» Extracted records:

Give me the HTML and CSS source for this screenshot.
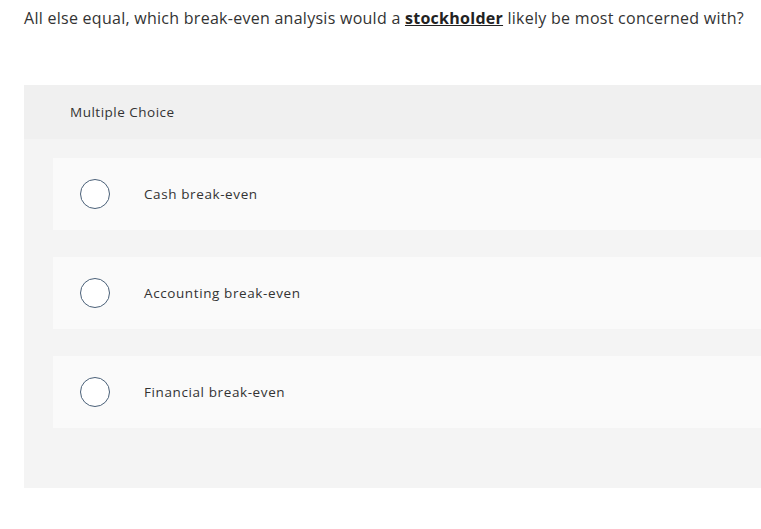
FILE: index.html
```html
<!DOCTYPE html>
<html>
<head>
<meta charset="utf-8">
<link rel="stylesheet" href="styles.css">
</head>
<body>
<div class="page">
  <p class="question">All else equal, which break-even analysis would a <a class="term">stockholder</a> likely be most concerned with?</p>
  <div class="mc">
    <div class="mc-header">Multiple Choice</div>
    <div class="mc-body">
      <div class="option"><span class="radio"></span><span class="label">Cash break-even</span></div>
      <div class="option"><span class="radio"></span><span class="label">Accounting break-even</span></div>
      <div class="option"><span class="radio"></span><span class="label">Financial break-even</span></div>
    </div>
  </div>
</div>
</body>
</html>
```
FILE: styles.css
```css
html, body {
  margin: 0;
  padding: 0;
  background: #fff;
  overflow: hidden;
}
body {
  font-family: "Open Sans", "Liberation Sans", sans-serif;
  color: #333;
}
.page {
  width: 761px;
  height: 529px;
  padding-left: 24px;
  box-sizing: border-box;
}
.question {
  margin: 0;
  padding-top: 7px;
  font-size: 16px;
  letter-spacing: 0.27px;
  line-height: 22px;
  color: #333;
  white-space: nowrap;
}
.term {
  font-weight: 700;
  text-decoration: underline;
  color: #222;
}
.mc {
  margin-top: 56px;
  width: 760px;
  background: #f4f4f4;
}
.mc-header {
  height: 54px;
  background: #f0f0f0;
  display: flex;
  align-items: center;
  padding-left: 46px;
  font-size: 13.5px;
  letter-spacing: 0.5px;
  color: #333;
}
.mc-body {
  padding: 19px 0 60px 29px;
  display: flex;
  flex-direction: column;
  gap: 27px;
}
.option {
  height: 72px;
  background: #fafafa;
  display: flex;
  align-items: center;
  padding-left: 27px;
}
.radio {
  width: 28px;
  height: 28px;
  border: 1.3px solid #4a6078;
  border-radius: 50%;
  background: #fff;
  flex: none;
}
.label {
  margin-left: 34px;
  font-size: 13.5px;
  letter-spacing: 0.6px;
  color: #333;
}
```
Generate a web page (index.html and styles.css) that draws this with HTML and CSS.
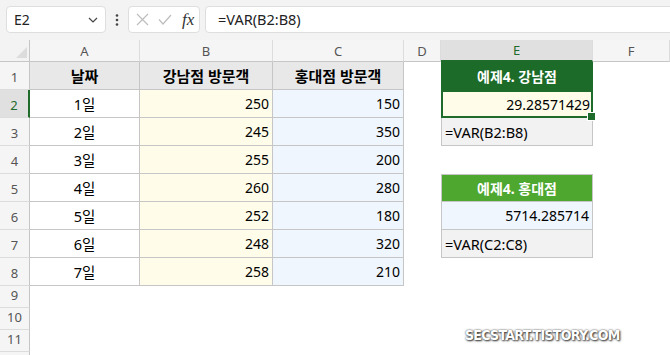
FILE: index.html
```html
<!DOCTYPE html>
<html lang="ko">
<head>
    <meta charset="UTF-8">
    <meta name="viewport" content="width=device-width, initial-scale=1.0">
    <title>VAR 함수 예제</title>
    <link rel="stylesheet" href="styles.css">
</head>
<body>
    <div class="toolbar">
        <div class="namebox">
            <span>E2</span>
            <svg width="10" height="6" viewBox="0 0 10 6"><path d="M1 1 L5 5 L9 1" fill="none" stroke="#444" stroke-width="1.2"/></svg>
        </div>
        <div class="more">
            <svg width="4" height="12" viewBox="0 0 4 12"><circle cx="2" cy="1.5" r="1.3" fill="#444"/><circle cx="2" cy="6" r="1.3" fill="#444"/><circle cx="2" cy="10.5" r="1.3" fill="#444"/></svg>
        </div>
        <div class="fxbox">
            <svg width="13" height="13" viewBox="0 0 13 13"><path d="M1 1 L12 12 M12 1 L1 12" stroke="#bdbdbd" stroke-width="1.2"/></svg>
            <svg width="14" height="11" viewBox="0 0 14 11"><path d="M1 5.5 L5 10 L13 1" fill="none" stroke="#bdbdbd" stroke-width="1.2"/></svg>
            <span class="fx">fx</span>
        </div>
        <div class="formula">=VAR(B2:B8)</div>
    </div>

    <div class="sheet">
        <!-- column headers -->
        <div class="corner"><svg width="30" height="22" viewBox="0 0 30 22"><polygon points="27,7 27,18 16,18" fill="#dcdcdc"/></svg></div>
        <div class="colhead">A</div>
        <div class="colhead">B</div>
        <div class="colhead">C</div>
        <div class="colhead">D</div>
        <div class="colhead active">E</div>
        <div class="colhead">F</div>

        <!-- row 1 -->
        <div class="rowhead">1</div>
        <div class="cell th">날짜</div>
        <div class="cell th">강남점 방문객</div>
        <div class="cell th">홍대점 방문객</div>
        <div class="blank"></div>
        <div class="box title dark">예제4. 강남점</div>
        <div class="blank"></div>

        <!-- row 2 -->
        <div class="rowhead active">2</div>
        <div class="cell day">1일</div>
        <div class="cell num yellow">250</div>
        <div class="cell num blue">150</div>
        <div class="blank"></div>
        <div class="box num yellow selected">29.28571429</div>
        <div class="blank"></div>

        <!-- row 3 -->
        <div class="rowhead">3</div>
        <div class="cell day">2일</div>
        <div class="cell num yellow">245</div>
        <div class="cell num blue">350</div>
        <div class="blank"></div>
        <div class="box formula-cell">=VAR(B2:B8)</div>
        <div class="blank"></div>

        <!-- row 4 -->
        <div class="rowhead">4</div>
        <div class="cell day">3일</div>
        <div class="cell num yellow">255</div>
        <div class="cell num blue">200</div>
        <div class="blank"></div>
        <div class="blank"></div>
        <div class="blank"></div>

        <!-- row 5 -->
        <div class="rowhead">5</div>
        <div class="cell day">4일</div>
        <div class="cell num yellow">260</div>
        <div class="cell num blue">280</div>
        <div class="blank"></div>
        <div class="box title light">예제4. 홍대점</div>
        <div class="blank"></div>

        <!-- row 6 -->
        <div class="rowhead">6</div>
        <div class="cell day">5일</div>
        <div class="cell num yellow">252</div>
        <div class="cell num blue">180</div>
        <div class="blank"></div>
        <div class="box num blue">5714.285714</div>
        <div class="blank"></div>

        <!-- row 7 -->
        <div class="rowhead">7</div>
        <div class="cell day">6일</div>
        <div class="cell num yellow">248</div>
        <div class="cell num blue">320</div>
        <div class="blank"></div>
        <div class="box formula-cell">=VAR(C2:C8)</div>
        <div class="blank"></div>

        <!-- row 8 -->
        <div class="rowhead">8</div>
        <div class="cell day">7일</div>
        <div class="cell num yellow">258</div>
        <div class="cell num blue">210</div>
        <div class="blank"></div>
        <div class="blank"></div>
        <div class="blank"></div>

        <!-- empty rows -->
        <div class="rowhead">9</div>
        <div class="blank wide"></div>
        <div class="rowhead">10</div>
        <div class="blank wide"></div>
        <div class="rowhead">11</div>
        <div class="blank wide"></div>
        <div class="rowhead"></div>
        <div class="blank wide"></div>
    </div>

    <div class="watermark">SECSTART.TISTORY.COM</div>
</body>
</html>
```

FILE: styles.css
```css
* {
    box-sizing: border-box;
}
body {
    margin: 0;
    width: 670px;
    height: 355px;
    overflow: hidden;
    position: relative;
    background: #ffffff;
    font-family: "Noto Sans", "Noto Sans CJK KR", sans-serif;
    font-size: 14px;
    color: #000;
}

/* formula bar */
.toolbar {
    display: flex;
    align-items: center;
    height: 40px;
    padding: 6px 0 7px 6px;
    background: #f3f3f3;
}
.namebox {
    display: flex;
    align-items: center;
    justify-content: space-between;
    width: 100px;
    height: 27px;
    padding: 0 7px 0 7px;
    background: #fff;
    border: 1px solid #dedede;
    border-radius: 4px;
    font-size: 14px;
    color: #222;
}
.more {
    width: 22px;
    display: flex;
    justify-content: center;
}
.fxbox {
    display: flex;
    align-items: center;
    gap: 9px;
    width: 72px;
    height: 27px;
    padding: 0 0 0 7px;
    background: #fff;
    border: 1px solid #dedede;
    border-radius: 4px;
}
.fx {
    font-family: "Liberation Serif", serif;
    font-style: italic;
    font-size: 17px;
    color: #333;
    margin-left: 1px;
}
.formula {
    flex: 1;
    height: 27px;
    margin-left: 5px;
    margin-right: -6px;
    padding-left: 12px;
    line-height: 25px;
    background: #fff;
    border: 1px solid #dedede;
    border-radius: 4px;
    font-size: 14.5px;
    color: #222;
}

/* grid */
.sheet {
    display: grid;
    grid-template-columns: 30px 110px 133px 131px 37px 152px 77px;
    grid-template-rows: 22px repeat(8, 28px) repeat(4, 22px);
}
.corner {
    background: #f3f3f3;
    border-right: 1px solid #c6c6c6;
    border-bottom: 1px solid #c6c6c6;
}
.corner svg {
    display: block;
}
.colhead {
    display: flex;
    align-items: center;
    justify-content: center;
    background: #f5f5f5;
    border-right: 1px solid #dcdcdc;
    border-bottom: 1px solid #c6c6c6;
    font-size: 13px;
    color: #555;
}
.colhead.active {
    background: #e0e0e0;
    border-bottom: 2px solid #1e6b2c;
    color: #1e6b2c;
}
.rowhead {
    display: flex;
    align-items: flex-end;
    justify-content: center;
    padding-bottom: 3px;
    background: #f5f5f5;
    border-right: 1px solid #c6c6c6;
    border-bottom: 1px solid #dcdcdc;
    font-size: 13px;
    color: #555;
}
.rowhead.active {
    background: #e0e0e0;
    border-right: 2px solid #1e6b2c;
    color: #1e6b2c;
}
.blank.wide {
    grid-column: span 6;
}

.cell, .box {
    display: flex;
    align-items: center;
    padding: 0 3px;
}
.cell {
    border-right: 1px solid #c6c6c6;
    border-bottom: 1px solid #c6c6c6;
}
.th {
    justify-content: center;
    background: #e8e8e8;
    font-weight: 700;
    font-size: 15px;
}
.day {
    justify-content: center;
    font-size: 14.5px;
}
.num {
    justify-content: flex-end;
}
.yellow {
    background: #fffde9;
}
.blue {
    background: #eff6fd;
}

/* result boxes in column E */
.box {
    border: 1px solid #c6c6c6;
    border-top: none;
}
.title {
    justify-content: center;
    color: #fff;
    font-weight: 700;
    border-top: 1px solid #c6c6c6;
}
.title.dark {
    background: #1c6b28;
    border-color: #1c6b28;
}
.title.light {
    background: #4ea72e;
}
.formula-cell {
    background: #f2f2f2;
    font-size: 14.5px;
}
.selected {
    position: relative;
    border: 2px solid #1e6b2c;
    padding-right: 1px;
}
.selected::after {
    content: "";
    position: absolute;
    right: -5px;
    bottom: -5px;
    width: 7px;
    height: 7px;
    background: #1e6b2c;
    border: 1px solid #fff;
}

.watermark {
    position: absolute;
    left: 465px;
    top: 327px;
    font-family: "DejaVu Sans", sans-serif;
    font-stretch: condensed;
    font-weight: 700;
    font-size: 14px;
    letter-spacing: -0.7px;
    color: #fff;
    text-shadow: 1px 1px 2px #333, 0 0 2px #444;
}
```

» Do this: Return nothing except the number of lines that include the string "page".

» Correct answer: 3